The family of the teenager killed by a police officer in Ferguson, Mo., is accusing the police department of attempting to smear their son's reputation.

The family criticized the department after police released evidence they charged showed 18-year-old Michael Brown allegedly stealing cigars and pushing a clerk at a convenience store. The incident occurred about 10 minutes before the unarmed black teenager was shot and killed by a police officer.

"Michael Brown’s family is beyond outraged at the devious way the police chief has chosen to disseminate [piecemeal] information in a manner intended to assassinate the character of their son, following such a brutal assassination of his person in broad daylight,” the family's attorney said in a statement released to reporters.
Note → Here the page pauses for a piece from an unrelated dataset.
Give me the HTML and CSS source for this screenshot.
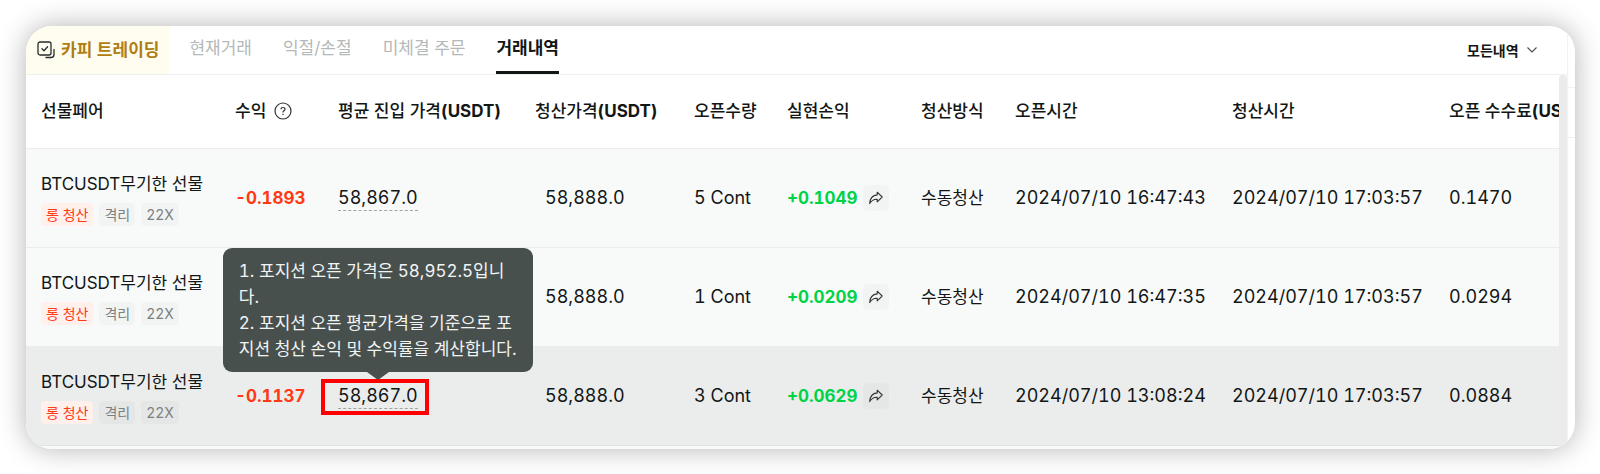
FILE: index.html
```html
<!DOCTYPE html>
<html lang="ko">
<head>
<meta charset="utf-8">
<title>거래내역</title>
<link rel="stylesheet" href="styles.css">
</head>
<body>
<svg class="defs" aria-hidden="true">
  <symbol id="share" viewBox="0 0 16 16">
    <path d="M9.200 2.200 14.200 7 9.200 11.800V9.200C5.600 9 3.400 10.600 1.700 13.600 1.900 9 4.400 5.400 9.200 4.900Z" fill="none" stroke="currentColor" stroke-width="1.100" stroke-linejoin="round"/>
  </symbol>
</svg>
<main class="card">
  <section class="panel">
    <nav class="tabs">
      <a class="copy-tab" href="#copy">
        <svg class="copy-icon" viewBox="0 0 18 18" fill="none" stroke="#262b2a" stroke-width="1.300" stroke-linecap="round" stroke-linejoin="round">
          <rect x="1" y="1" width="13" height="13" rx="2"/>
          <path d="M5 7.700 7 9.700 10.600 5.800M17 8.500V13.500Q17 16.500 14 16.500H9"/>
        </svg>
        카피 트레이딩
      </a>
      <a class="tab" href="#positions">현재거래</a>
      <a class="tab" href="#tpsl">익절/손절</a>
      <a class="tab" href="#open">미체결 주문</a>
      <a class="tab tab-active" href="#history">거래내역</a>
      <label class="filter">
        <select class="filter-select" aria-label="내역 필터"><option>모든내역</option></select>
        <svg class="chevron" viewBox="0 0 10 10" fill="none" stroke="#4a4f4e" stroke-width="1.100"><path d="M.5 2.500 5 7 9.500 2.500"/></svg>
      </label>
    </nav>
    <div class="scroller">
      <div class="viewport">
        <table class="history">
          <colgroup>
            <col class="c-pair"><col class="c-roi"><col class="c-entry"><col class="c-close"><col class="c-qty"><col class="c-pnl"><col class="c-method"><col class="c-time"><col class="c-time"><col>
          </colgroup>
          <thead>
            <tr>
              <th>선물페어</th>
              <th><span class="with-icon">수익
                <svg class="help" viewBox="0 0 18 18" fill="none" stroke="#303534" stroke-width="1.200"><circle cx="9" cy="9" r="8"/><path d="M7 7.300Q7 5.500 9 5.500 11 5.500 11 7.200 11 8.200 9.900 8.800 9 9.300 9 10.400M9 11.700V13"/></svg></span></th>
              <th>평균 진입 가격<b>(USDT)</b></th>
              <th>청산가격<b>(USDT)</b></th>
              <th>오픈수량</th>
              <th>실현손익</th>
              <th>청산방식</th>
              <th>오픈시간</th>
              <th>청산시간</th>
              <th>오픈 수수료<b>(USDT)</b></th>
            </tr>
          </thead>
          <tbody>
            <tr>
              <td><div class="pair">BTCUSDT무기한 선물</div><div class="badges"><span class="badge badge-long">롱 청산</span><span class="badge">격리</span><span class="badge">22X</span></div></td>
              <td class="loss">-0.1893</td>
              <td class="num"><span class="entry">58,867.0</span></td>
              <td class="num close-price">58,888.0</td>
              <td class="num">5 Cont</td>
              <td><span class="pnl">+0.1049<button class="share" type="button" aria-label="공유"><svg class="share-icon"><use href="#share"/></svg></button></span></td>
              <td>수동청산</td>
              <td class="num">2024/07/10 16:47:43</td>
              <td class="num">2024/07/10 17:03:57</td>
              <td class="num">0.1470</td>
            </tr>
            <tr>
              <td><div class="pair">BTCUSDT무기한 선물</div><div class="badges"><span class="badge badge-long">롱 청산</span><span class="badge">격리</span><span class="badge">22X</span></div></td>
              <td></td>
              <td></td>
              <td class="num close-price">58,888.0</td>
              <td class="num">1 Cont</td>
              <td><span class="pnl">+0.0209<button class="share" type="button" aria-label="공유"><svg class="share-icon"><use href="#share"/></svg></button></span></td>
              <td>수동청산</td>
              <td class="num">2024/07/10 16:47:35</td>
              <td class="num">2024/07/10 17:03:57</td>
              <td class="num">0.0294</td>
            </tr>
            <tr class="hovered">
              <td><div class="pair">BTCUSDT무기한 선물</div><div class="badges"><span class="badge badge-long">롱 청산</span><span class="badge">격리</span><span class="badge">22X</span></div></td>
              <td class="loss">-0.1137</td>
              <td class="num"><span class="entry entry-marked">58,867.0<span class="tooltip" role="tooltip">1. 포지션 오픈 가격은 58,952.5입니다.<br>2. 포지션 오픈 평균가격을 기준으로 포지션 청산 손익 및 수익률을 계산합니다.</span></span></td>
              <td class="num close-price">58,888.0</td>
              <td class="num">3 Cont</td>
              <td><span class="pnl">+0.0629<button class="share" type="button" aria-label="공유"><svg class="share-icon"><use href="#share"/></svg></button></span></td>
              <td>수동청산</td>
              <td class="num">2024/07/10 13:08:24</td>
              <td class="num">2024/07/10 17:03:57</td>
              <td class="num">0.0884</td>
            </tr>
          </tbody>
        </table>
      </div>
      <div class="scrollbar"></div>
    </div>
  </section>
  <div class="side"><div class="side-box"></div></div>
</main>
</body>
</html>
```

FILE: styles.css
```css
* { box-sizing: border-box; }

body {
  margin: 0;
  padding: 26px 25px 26px 26px;
  background: #fff;
  color: #121615;
  font-family: Inter, "Noto Sans CJK KR", sans-serif;
  font-size: 17px;
  font-variant-numeric: tabular-nums;
  line-height: 26px;
}

.defs { position: absolute; width: 0; height: 0; }

.card {
  display: grid;
  grid-template-columns: 1fr 8px;
  overflow: hidden;
  border-radius: 26px;
  background: #fff;
  box-shadow: 0 0 28px rgba(0, 0, 0, 0.3);
}

.panel { min-width: 0; }

.tabs {
  display: flex;
  gap: 31px;
  height: 49px;
  border-bottom: 1px solid #eff0f0;
  white-space: nowrap;
}

.copy-tab {
  display: flex;
  align-items: center;
  gap: 6px;
  margin-right: -11px;
  padding: 0 10px 0 11px;
  background: #fffdf0;
  color: #b07d12;
  font-weight: 700;
  text-decoration: none;
}

.copy-icon { width: 18px; height: 18px; }

.tab {
  padding-top: 9px;
  color: #b5b8b8;
  text-decoration: none;
}

.tab-active {
  border-bottom: 3px solid #121615;
  color: #121615;
  font-weight: 700;
}

.filter {
  display: flex;
  align-items: center;
  gap: 8px;
  margin-left: auto;
  padding-right: 30px;
}

.filter-select {
  appearance: none;
  padding: 0;
  border: 0;
  background: none;
  color: #121615;
  font-family: inherit;
  font-size: 14px;
  font-weight: 700;
}

.chevron { width: 10px; height: 10px; }

.scroller {
  display: grid;
  grid-template-columns: 1fr 8px;
  min-width: 0;
}

.viewport {
  overflow: hidden;
  min-width: 0;
  padding-bottom: 3px;
  background: #f8f9f9;
}

.scrollbar {
  border-radius: 4px 4px 0 0;
  background: #ebebeb;
}

.history {
  width: 100%;
  table-layout: fixed;
  border-collapse: separate;
  border-spacing: 0;
  white-space: nowrap;
}

.c-pair { width: 194px; }
.c-roi { width: 103px; }
.c-entry { width: 197px; }
.c-close { width: 159px; }
.c-qty { width: 93px; }
.c-pnl { width: 134px; }
.c-method { width: 94px; }
.c-time { width: 217px; }

.history th,
.history td {
  padding: 0 0 0 15px;
  border-bottom: 1px solid #ebeded;
  text-align: left;
  vertical-align: middle;
}

.history th {
  height: 74px;
  padding-bottom: 2px;
  background: #fff;
  font-weight: 500;
}

.history th b { font-weight: 700; }

.history td {
  height: 99px;
  background: #f8faf9;
}

.history .hovered td { background: #ebeded; border-color: #e0e2e2; }

.history .num { font-size: 18px; }

.history .close-price { padding-left: 25px; }

.history .loss { color: #ff3a14; font-weight: 700; }

.with-icon {
  display: flex;
  align-items: center;
  gap: 8px;
}

.help { width: 18px; height: 18px; }

.badges {
  display: flex;
  gap: 6px;
  margin-top: 6px;
}

.badge {
  padding: 0 5px;
  border-radius: 4px;
  background: rgba(0, 0, 0, 0.024);
  color: #7c8080;
  font-size: 14px;
  line-height: 23px;
}

.badge-long { background: #fff0ec; color: #ff3a14; }

.entry {
  position: relative;
  display: inline-block;
  border-bottom: 1px dashed #a0a4a4;
  line-height: 24px;
}

.entry-marked::before {
  content: "";
  position: absolute;
  inset: -5px -11px -7px -17px;
  border: 4px solid #f00;
}

.tooltip {
  position: absolute;
  bottom: 36px;
  left: 50%;
  width: 310px;
  margin-left: -155px;
  padding: 10px 16px;
  border-radius: 9px;
  background: #48504e;
  color: #f2f4f4;
  font-size: 17px;
  line-height: 26px;
  white-space: normal;
}

.tooltip::after {
  content: "";
  position: absolute;
  top: 100%;
  left: 50%;
  margin-left: -11px;
  border: 11px solid transparent;
  border-top: 8px solid #48504e;
  border-bottom: 0;
}

.pnl {
  display: flex;
  align-items: center;
  gap: 5px;
  color: #00d346;
  font-weight: 700;
}

.share {
  display: grid;
  place-items: center;
  width: 26px;
  height: 26px;
  padding: 0;
  border: 0;
  border-radius: 5px;
  background: rgba(0, 0, 0, 0.024);
  color: #303534;
}

.share-icon { width: 16px; height: 16px; }

.side {
  padding-top: 61px;
  border-left: 1px solid #f2f2f2;
}

.side-box {
  height: 51px;
  border: solid #f0f0f0;
  border-width: 1px 0;
}
```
Brown’s killing sparked days of protests and a tough police crackdown that led President Obama to appeal for calm and a thorough inquiry.

The family described the shooting as a "brutal execution of an unarmed teenager" and said nothing the police alleged could justify Brown’s death.

"There is nothing based on the facts that have been placed before us that can justify the execution style murder of their child by this police officer as he held his hands up, which is the universal sign of surrender," the statement continued. 

The family said the selective sharing of information that coincided with the release of the name of the officer who shot Brown is why people in Ferguson "have such distrust for the local law enforcement agencies."

According to a police incident report of the robbery at the convenience store written by another officer, Brown and his friend Dorian Johnson are identified by security camera footage as suspects. 

The report states Brown attempted to leave the store without paying for a box of Swisher Sweet cigars. The report says he then pushed a worker into a display case when confronted. Before leaving, Brown allegedly "towers over" the worker "appearing to intimidate him."

Police identified the officer who killed Brown as Darren Wilson, who has been on the force for six years.